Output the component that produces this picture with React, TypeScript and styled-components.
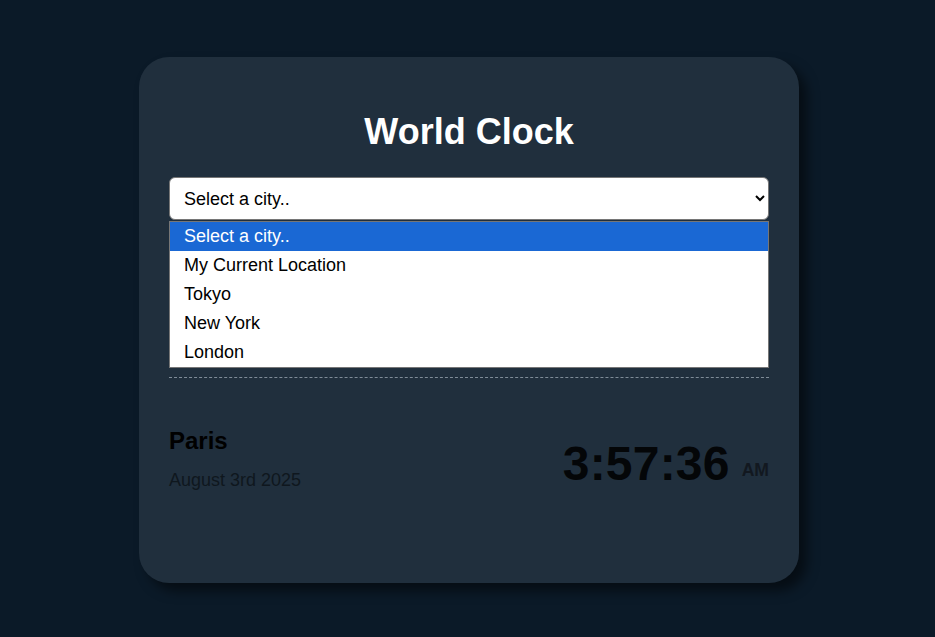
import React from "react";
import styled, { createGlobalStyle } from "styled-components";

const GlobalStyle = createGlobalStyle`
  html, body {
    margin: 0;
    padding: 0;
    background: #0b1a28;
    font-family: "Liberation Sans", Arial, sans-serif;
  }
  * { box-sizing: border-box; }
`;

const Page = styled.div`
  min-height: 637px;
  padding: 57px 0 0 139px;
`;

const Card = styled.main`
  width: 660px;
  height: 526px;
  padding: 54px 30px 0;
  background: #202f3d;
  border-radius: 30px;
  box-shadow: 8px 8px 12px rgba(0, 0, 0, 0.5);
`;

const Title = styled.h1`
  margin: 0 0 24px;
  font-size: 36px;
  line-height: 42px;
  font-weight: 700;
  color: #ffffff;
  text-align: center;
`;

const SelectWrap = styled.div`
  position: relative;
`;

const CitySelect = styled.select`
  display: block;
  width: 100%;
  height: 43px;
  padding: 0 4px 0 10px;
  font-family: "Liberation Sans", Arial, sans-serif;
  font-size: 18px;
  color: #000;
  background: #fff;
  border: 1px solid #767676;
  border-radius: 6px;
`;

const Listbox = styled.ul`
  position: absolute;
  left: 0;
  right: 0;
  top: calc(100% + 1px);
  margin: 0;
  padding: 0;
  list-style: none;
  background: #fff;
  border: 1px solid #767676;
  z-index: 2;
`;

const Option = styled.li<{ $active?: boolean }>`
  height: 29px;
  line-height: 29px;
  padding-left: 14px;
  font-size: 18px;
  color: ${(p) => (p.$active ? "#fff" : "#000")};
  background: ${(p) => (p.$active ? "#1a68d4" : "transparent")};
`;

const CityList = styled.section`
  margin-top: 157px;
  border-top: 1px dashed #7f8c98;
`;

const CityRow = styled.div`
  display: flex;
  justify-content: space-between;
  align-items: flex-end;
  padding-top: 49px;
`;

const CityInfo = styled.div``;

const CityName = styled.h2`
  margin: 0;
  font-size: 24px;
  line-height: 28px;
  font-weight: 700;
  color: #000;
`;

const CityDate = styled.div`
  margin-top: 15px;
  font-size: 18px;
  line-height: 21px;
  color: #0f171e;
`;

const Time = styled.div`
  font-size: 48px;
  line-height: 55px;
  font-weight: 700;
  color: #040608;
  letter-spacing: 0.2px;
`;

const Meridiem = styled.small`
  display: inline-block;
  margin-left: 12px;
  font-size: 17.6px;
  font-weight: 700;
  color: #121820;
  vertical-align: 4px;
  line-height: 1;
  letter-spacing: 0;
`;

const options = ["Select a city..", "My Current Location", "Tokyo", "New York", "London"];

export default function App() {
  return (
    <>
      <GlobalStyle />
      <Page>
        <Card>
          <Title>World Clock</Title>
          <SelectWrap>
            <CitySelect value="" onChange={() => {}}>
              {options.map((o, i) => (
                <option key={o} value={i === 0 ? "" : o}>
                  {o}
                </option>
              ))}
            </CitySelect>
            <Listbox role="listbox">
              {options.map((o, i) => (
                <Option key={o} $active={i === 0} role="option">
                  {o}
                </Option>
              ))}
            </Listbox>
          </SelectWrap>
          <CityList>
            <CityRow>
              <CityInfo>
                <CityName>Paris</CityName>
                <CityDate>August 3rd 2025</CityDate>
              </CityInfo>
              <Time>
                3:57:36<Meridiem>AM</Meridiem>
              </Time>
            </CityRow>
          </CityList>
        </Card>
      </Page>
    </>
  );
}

...

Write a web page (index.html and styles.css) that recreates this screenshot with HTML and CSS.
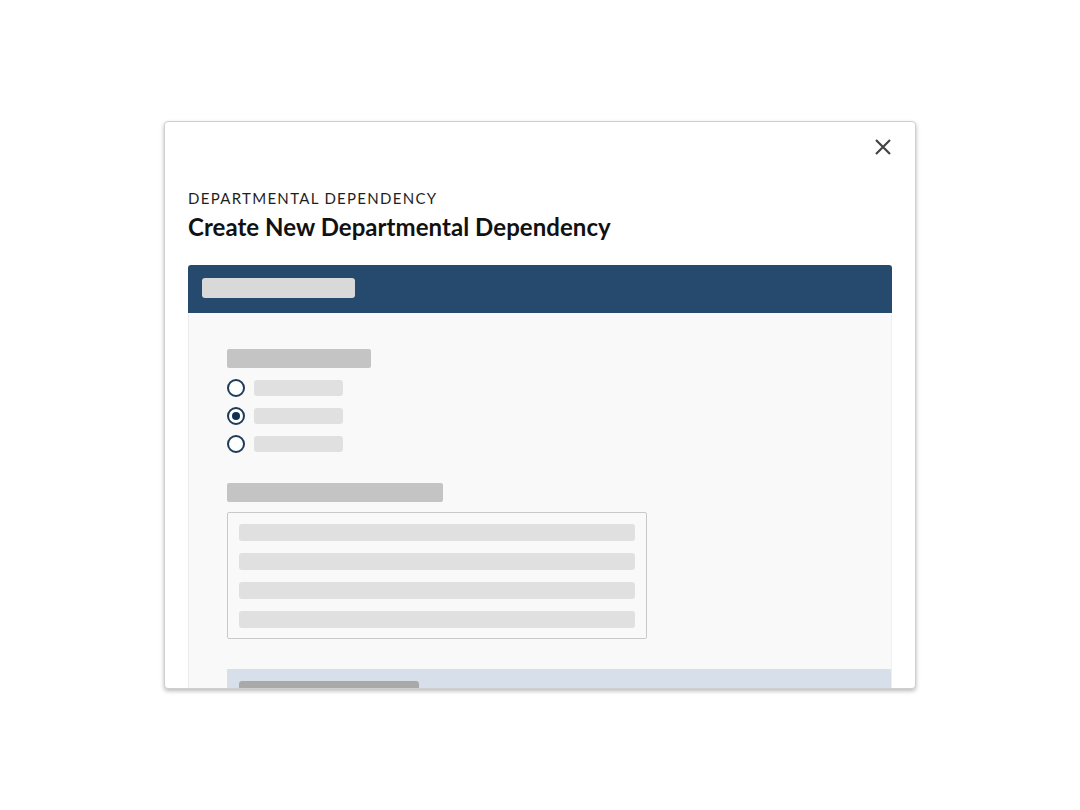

▶ Task
From the records above, pick out and copy each line holding the word "that".

▶ Worked solution
Output the component that produces this picture with React, TypeScript and styled-components.
Write a web page (index.html and styles.css) that recreates this screenshot with HTML and CSS.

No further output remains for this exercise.